TASK STATEMENT:
Repeat the material exactly from its first line to the line that includes "import React from". Skip pictures.

SUPPLIED DATA:
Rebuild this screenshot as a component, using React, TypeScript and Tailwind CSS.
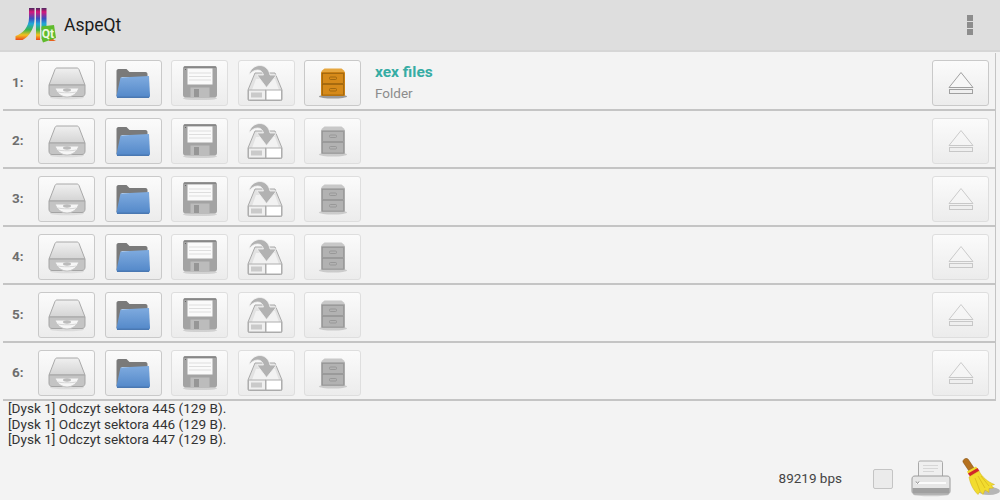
import React from "react";

const Logo = () => (
  <svg width="44" height="37" viewBox="0 0 44 37">
    <defs>
      <linearGradient id="rb" gradientUnits="userSpaceOnUse" x1="0" y1="1" x2="0" y2="34">
        <stop offset="0" stopColor="#4a2a60" />
        <stop offset="0.12" stopColor="#d8167a" />
        <stop offset="0.32" stopColor="#3a4fc0" />
        <stop offset="0.48" stopColor="#20a8d8" />
        <stop offset="0.66" stopColor="#3cb54a" />
        <stop offset="0.82" stopColor="#f4c020" />
        <stop offset="1" stopColor="#e8301c" />
      </linearGradient>
    </defs>
    <path d="M15 1h5.500v11c0 9-5.500 18-12 21H1.500v-4c7-2 13.500-9 13.500-18z" fill="url(#rb)" />
    <rect x="22" y="1" width="4" height="32" fill="url(#rb)" />
    <rect x="27.500" y="1" width="5" height="22" fill="url(#rb)" />
    <path d="M36 28l4 5 2 1h-7z" fill="#e8601c" />
    <path d="M27.500 19.500l12.500-1.500 2 13-13 4.500-1.500-4z" fill="#5fbb2c" />
    <text x="34" y="31" fontSize="12" fontWeight="700" fill="#eef9e0" textAnchor="middle" style={{ fontFamily: "Roboto, sans-serif" }}>Qt</text>
  </svg>
);

const Drive = () => (
  <svg width="40" height="36" viewBox="0 0 40 36" className="blur-[0.5px]">
    <defs>
      <linearGradient id="dt" x1="0" y1="0" x2="0" y2="1">
        <stop offset="0" stopColor="#f0f0f0" />
        <stop offset="1" stopColor="#d4d4d4" />
      </linearGradient>
    </defs>
    <ellipse cx="20" cy="32.500" rx="17" ry="1.800" fill="#000" opacity="0.08" />
    <path d="M8 4.500c.5-1 1-1.500 2-1.500h20c1 0 1.500.5 2 1.500l6 15.500H2z" fill="url(#dt)" stroke="#a8a8a8" />
    <path d="M2 20h36v8c0 2-1 3.500-3 3.500H5c-2 0-3-1.500-3-3.500z" fill="#c4c4c4" stroke="#a4a4a4" />
    <path d="M8 23h24c-2 5.500-6.500 9-12 9s-10-3.500-12-9z" fill="#f6f6f6" stroke="#c4c4c4" />
    <ellipse cx="20" cy="25" rx="4" ry="1.700" fill="#bbbbbb" />
    <path d="M11 27c4 1 14 1 18 0" stroke="#d6d6d6" fill="none" />
  </svg>
);

const Folder = () => (
  <svg width="36" height="32" viewBox="0 0 36 32" className="blur-[0.4px]">
    <defs>
      <linearGradient id="fb" x1="0" y1="0" x2="0" y2="1">
        <stop offset="0" stopColor="#7fabdf" />
        <stop offset="1" stopColor="#5388c9" />
      </linearGradient>
    </defs>
    <path d="M1.500 4c0-1 .6-2 2-2h8l3 3h16c1 0 2 .8 2 2v3h-26v19h-5z" fill="#7a7a7a" />
    <path d="M5.500 10.500l28.500-1.500 1 19.500c0 1.500-.5 2-1.500 2H3c-1 0-1.500-.5-1.500-1.500z" fill="url(#fb)" />
    <path d="M2 29.500h32v1.500H2z" fill="#4a78b2" />
  </svg>
);

const Floppy = () => (
  <svg width="36" height="36" viewBox="0 0 36 36" className="blur-[0.4px]">
    <ellipse cx="18" cy="33.500" rx="17" ry="1.600" fill="#000" opacity="0.12" />
    <path d="M1 3c0-1 1-2 2-2h30c1 0 2 1 2 2v27c0 1.500-1 2.500-2 2.500H3c-1 0-2-1-2-2.500z" fill="#a3a3a3" />
    <path d="M2 1.500h32v1.300H2z" fill="#808080" />
    <rect x="5.500" y="3.500" width="25" height="16" fill="#fafafa" />
    <path d="M7 8h22M7 11.500h22M7 15h22" stroke="#dedede" />
    <rect x="8.500" y="22.500" width="19" height="10" fill="#bcbcbc" />
    <rect x="12" y="24" width="5" height="8" fill="#969696" />
    <rect x="3" y="4" width="1" height="1" fill="#666" />
  </svg>
);

const Export = () => (
  <svg width="38" height="36" viewBox="0 0 38 36" className="blur-[0.4px]">
    <path d="M1 25l7-17h20l7 17v9c0 1-.5 1.500-1.500 1.500h-31C1.500 35.500 1 35 1 34z" fill="#e2e2e2" stroke="#a8a8a8" />
    <path d="M5 25l4-11h19l4 11z" fill="#f2f2f2" />
    <rect x="1.500" y="25" width="17" height="10" fill="#f0f0f0" stroke="#aeaeae" />
    <rect x="4" y="27.500" width="11" height="5" fill="#cacaca" />
    <rect x="19" y="25" width="15.500" height="10" fill="#ffffff" stroke="#aeaeae" />
    <path d="M2 10C3 4 8 .5 13 .5c5 0 9 4 10 9.500h6.500L19.500 22.500 10 10h6.500c-1-3.500-3-5-6-5S4 7 2 10z" fill="#b2b2b2" stroke="#f3f3f3" strokeWidth="0.800" />
  </svg>
);

const Cabinet = ({ on }: { on: boolean }) => {
  const body = on ? "#c97f13" : "#ababab";
  const top = on ? "#e6a63e" : "#c8c8c8";
  const face = on ? "#d68a1a" : "#b2b2b2";
  const line = on ? "#94600e" : "#929292";
  return (
    <svg width="30" height="34" viewBox="0 0 30 34" className="blur-[0.4px]">
      <ellipse cx="15" cy="30.500" rx="14" ry="2" fill="#000" opacity={on ? 0.35 : 0.15} />
      <path d="M3.500 5l3-2.500h17l3 2.500v2h-23z" fill={top} />
      <rect x="3" y="6" width="24" height="24" rx="1" fill={body} />
      <rect x="4.500" y="7.500" width="21" height="10" fill={face} stroke={line} strokeWidth="0.700" />
      <rect x="4.500" y="18.500" width="21" height="10.500" fill={face} stroke={line} strokeWidth="0.700" />
      <rect x="11.500" y="11" width="7" height="2.500" rx="1" fill="none" stroke={line} strokeWidth="0.800" />
      <rect x="11.500" y="22.500" width="7" height="2.500" rx="1" fill="none" stroke={line} strokeWidth="0.800" />
    </svg>
  );
};

const Eject = ({ on }: { on: boolean }) => (
  <svg width="26" height="24" viewBox="0 0 26 24" className={on ? "opacity-100 blur-[0.3px]" : "opacity-50 blur-[0.3px]"}>
    <path d="M13 1.500L25 16.500H1z" fill="#f7f7f7" stroke="#a0a0a0" />
    <rect x="1.500" y="18.500" width="23" height="4" fill="#efefef" stroke="#a0a0a0" />
  </svg>
);

const Printer = () => (
  <svg width="40" height="37" viewBox="0 0 40 37" className="blur-[0.4px]">
    <ellipse cx="20" cy="34.500" rx="18" ry="1.800" fill="#000" opacity="0.15" />
    <rect x="7.500" y="1" width="24" height="19" rx="1.500" fill="#efefef" stroke="#a9a9a9" />
    <path d="M12 5.500h15M12 8.500h15M12 11.500h11" stroke="#d6d6d6" />
    <path d="M1 19c0-2 1-3 3-3h32c2 0 3 1 3 3v12c0 2-1 3-3 3H4c-2 0-3-1-3-3z" fill="#e6e6e6" stroke="#9a9a9a" />
    <path d="M5 22h30v2H5z" fill="#fbfbfb" />
    <path d="M1.500 28h37v3c0 2-1 2.500-2.500 2.500H4c-1.500 0-2.500-.5-2.500-2.500z" fill="#a0a0a0" />
    <path d="M5 21.500l1.500 2 1.500-2" fill="none" stroke="#888" />
  </svg>
);

const Broom = () => (
  <svg width="38" height="40" viewBox="0 0 38 40" className="blur-[0.3px]">
    <ellipse cx="27" cy="34" rx="11" ry="4" fill="#000" opacity="0.25" />
    <path d="M1 5c-.5-2 2-4 4-3.500 1 .5 1.500 1 2 2l6 9-5 3z" fill="#b5711f" stroke="#85500f" strokeWidth="0.600" />
    <path d="M5 14.500l9-5 2 2.500-9.500 5.500z" fill="#f0d92a" />
    <path d="M6 16.500l9.500-5.500 2 3-9.500 5.500z" fill="#d3262a" />
    <path d="M7 20l10-6c3 6 9 11 15.500 13.500l-3 1 2 2.500-4.500.5 0 4-4-2.500-2 4.500-3-3-2 3C11 33 8 26 7 20z" fill="#f2dc2e" stroke="#cfae16" strokeWidth="0.500" />
    <path d="M13 21l5 13M16 19l7 12M19 19l8 10" stroke="#d6b31a" strokeWidth="0.700" />
  </svg>
);

const IconButton = ({ children, dim }: { children: React.ReactNode; dim?: boolean }) => (
  <div className={`w-[57px] h-[46px] shrink-0 flex items-center justify-center rounded-[3px] border bg-gradient-to-b from-[#fbfbfb] to-[#ececec] ${dim ? "border-[#dedede]" : "border-[#c9c9c9]"}`}>
    {children}
  </div>
);

const Row = ({ n, active }: { n: number; active?: boolean }) => (
  <div className="h-[58px] pt-[3px] ml-[3px] mr-[4px] flex items-center bg-[#f3f3f3] border-b-2 border-r border-[#c4c4c4] shrink-0">
    <div className="w-[35px] pl-[9px] text-[13.500px] font-bold text-[#6e6e6e]">{n}:</div>
    <div className="flex gap-[9.500px] items-center">
      <IconButton><Drive /></IconButton>
      <IconButton><Folder /></IconButton>
      <IconButton dim><Floppy /></IconButton>
      <IconButton dim><Export /></IconButton>
      <IconButton dim={!active}><Cabinet on={!!active} /></IconButton>
    </div>
    <div className="ml-[14px] flex-1 flex flex-col">
      {active && (
        <>
          <div className="text-[15.500px] font-bold leading-[21px] text-[#36aca4]">xex files</div>
          <div className="text-[13.500px] leading-[21px] text-[#8c8c8c]">Folder</div>
        </>
      )}
    </div>
    <div className="mr-[6px]">
      <IconButton dim={!active}><Eject on={!!active} /></IconButton>
    </div>
  </div>
);

export default function App() {
  return (
    <div className="w-[1000px] h-[500px] overflow-hidden bg-[#f3f3f3] flex flex-col font-['Roboto',sans-serif]">
      <div className="h-[52px] shrink-0 bg-[#dedede] border-b-2 border-[#d6d6d6] flex items-center">
        <div className="ml-[14px] mt-[1px]"><Logo /></div>
        <div className="ml-[6px] text-[17.500px] text-[#1c1c1c]">AspeQt</div>
        <div className="ml-auto mr-[27px] flex flex-col gap-[1px]">
          <div className="w-[6px] h-[6px] bg-[#8d8d8d]" />
          <div className="w-[6px] h-[6px] bg-[#8d8d8d]" />
          <div className="w-[6px] h-[6px] bg-[#8d8d8d]" />
        </div>
      </div>
      <div className="flex flex-col mt-[1px]">
        <Row n={1} active />
        <Row n={2} />
        <Row n={3} />
        <Row n={4} />
        <Row n={5} />
        <Row n={6} />
      </div>
      <div className="ml-[8px] text-[13.600px] leading-[15.500px] text-[#333]">
        <div>[Dysk 1] Odczyt sektora 445 (129 B).</div>
        <div>[Dysk 1] Odczyt sektora 446 (129 B).</div>
        <div>[Dysk 1] Odczyt sektora 447 (129 B).</div>
      </div>
      <div className="flex-1 flex items-end justify-end">
        <div className="flex items-center mb-[3px]">
          <div className="text-[13.500px] text-[#444]">89219 bps</div>
          <div className="ml-[31px] w-[20px] h-[20px] rounded-[2px] border border-[#c4c4c4] bg-[#ebebeb]" />
          <div className="ml-[18px]"><Printer /></div>
          <div className="ml-[11px] mt-[-3px]"><Broom /></div>
        </div>
      </div>
    </div>
  );
}
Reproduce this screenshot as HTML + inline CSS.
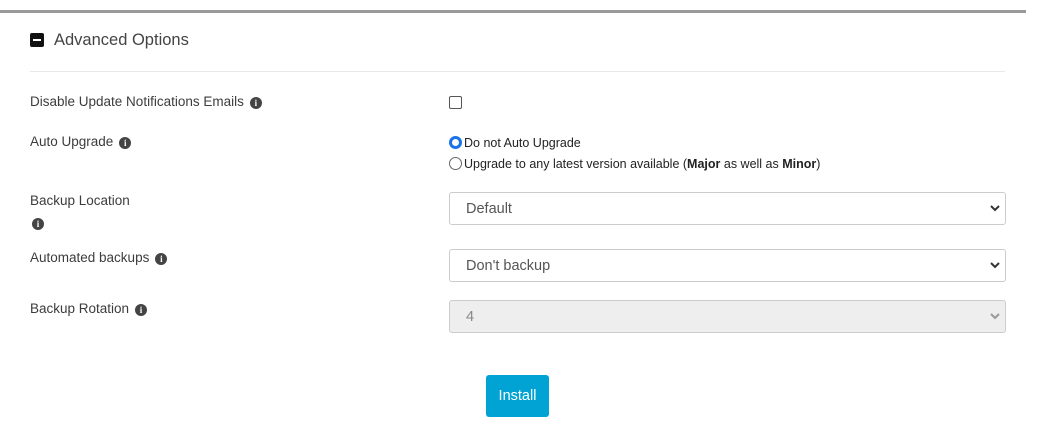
<!DOCTYPE html>
<html><head><style>
body{margin:0;width:1041px;height:428px;background:#fff;font-family:"Liberation Sans",sans-serif;position:relative;overflow:hidden;color:#444}
.a{position:absolute;white-space:nowrap}
.lbl{font-size:13.5px;color:#3c3c3c}
.i{display:inline-block;width:12px;height:12px;border-radius:50%;background:#444;color:#fff;font:bold 9px/12px "Liberation Serif",serif;text-align:center;vertical-align:0px;margin-left:6px}
.sel{position:absolute;left:449px;width:555px;height:31px;border:1px solid #ccc;border-radius:3px;background:#fff;font-size:14.5px;color:#555;box-sizing:content-box}
.sel span{position:absolute;left:16px;top:8px}
.sel svg{position:absolute;right:5px;top:12px}
.radio{display:inline-block;width:13px;height:13px;border:1px solid #666;border-radius:50%;vertical-align:-2px;margin-right:2px;box-sizing:border-box}
</style></head><body>
<div class="a" style="left:0;top:10px;width:1026px;height:3px;background:#999"></div>
<div class="a" style="left:30px;top:33px;width:14px;height:14px;background:#111;border-radius:2px"><div style="position:absolute;left:3px;top:6px;width:8px;height:2px;background:#fff"></div></div>
<div class="a" style="left:54px;top:31px;font-size:16.5px;color:#444">Advanced Options</div>
<div class="a" style="left:30px;top:71px;width:975px;height:1px;background:#e8e8e8"></div>
<div class="a lbl" style="left:30px;top:94px">Disable Update Notifications Emails<span class="i">i</span></div>
<div class="a" style="left:449px;top:96px;width:11px;height:11px;border:1px solid #555;border-radius:2px"></div>
<div class="a lbl" style="left:30px;top:134px">Auto Upgrade<span class="i">i</span></div>
<div class="a" style="left:449px;top:136px;font-size:12.5px;color:#222"><span class="radio" style="border:3px solid #1a73e8;background:#fff"></span>Do not Auto Upgrade</div>
<div class="a" style="left:449px;top:157px;font-size:12.5px;color:#222"><span class="radio"></span>Upgrade to any latest version available (<b>Major</b> as well as <b>Minor</b>)</div>
<div class="a lbl" style="left:30px;top:193px">Backup Location</div>
<div class="a lbl" style="left:26px;top:215px"><span class="i">i</span></div>
<div class="sel" style="top:192px"><span>Default</span><svg width="10" height="7"><path d="M1 1l4 4 4-4" stroke="#333" stroke-width="2" fill="none"/></svg></div>
<div class="a lbl" style="left:30px;top:250px">Automated backups<span class="i">i</span></div>
<div class="sel" style="top:249px"><span>Don't backup</span><svg width="10" height="7"><path d="M1 1l4 4 4-4" stroke="#333" stroke-width="2" fill="none"/></svg></div>
<div class="a lbl" style="left:30px;top:301px">Backup Rotation<span class="i">i</span></div>
<div class="sel" style="top:300px;background:#eee;color:#888"><span>4</span><svg width="10" height="7"><path d="M1 1l4 4 4-4" stroke="#999" stroke-width="2" fill="none"/></svg></div>
<div class="a" style="left:486px;top:375px;width:63px;height:42px;background:#00a3d3;border-radius:3px;color:#fff;font-size:14.5px;line-height:42px;text-align:center">Install</div>
</body></html>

EXPECTED OUTPUT:
Rebuild this screenshot as a component, using React, TypeScript and Tailwind CSS.
import React from "react";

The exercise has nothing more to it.